Foreigners at Karnak: utilising the "other" for the study of Egyptian identity from the Second Intermediate Period until the reign of Thutmose III (c. 1803 - 1425 BC)
thesisposted on 28.03.2022, 18:53 by Laura Peirce
Research to date on representations of foreign peoples in ancient Egypt has focused on the smiting and battle scenes that dominate temple walls. However, these studies have often omitted the accompanying captions that are found throughout sacred spaces and are arguably, upon closer investigation, more prevalent. This thesis aims to address this issue through a quantitative and qualitative study of all references to foreigners at the Temple of Amun-Re at Karnak dating from the Second Intermediate Period to the end of the reign of Thutmose III (1803-1425 BC).

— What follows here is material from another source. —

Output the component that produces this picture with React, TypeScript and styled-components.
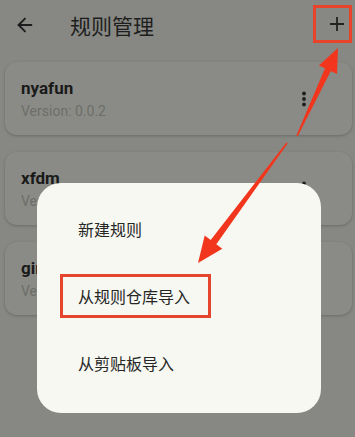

A corpus of 136 sources was compiled, drawn from a range of text types including artistic representations, textual sources, and symbols. This thesis argues that Karnak, as a lieu de mémoire, played an essential role in disseminating and stabilising a sense of cultural identity. In order to demonstrate this, the research focuses on one facet of the concretion of cultural memory: comparison and contrast between those who belong and those who do not. By selecting representations of foreign peoples, this research is able to show that ideas of Egyptian identity can be elucidated from representations of the "other". A second objective is an investigation into the placement of references to foreigners within the architectural space of the temple to determine if the walls of Karnak were capable of disseminating notions of Egyptian identity to a broader population. Through the creation and analysis of spatial distribution maps, this study can reveal that the references to foreigners are architectonically organised according to the flow of the movement of people throughout the space. This thesis is able to test earlier notions of the spatial distribution of references to foreigners at Egyptian temples together with raising and discussing questions regarding the audiences that had the potential to engage with these documents.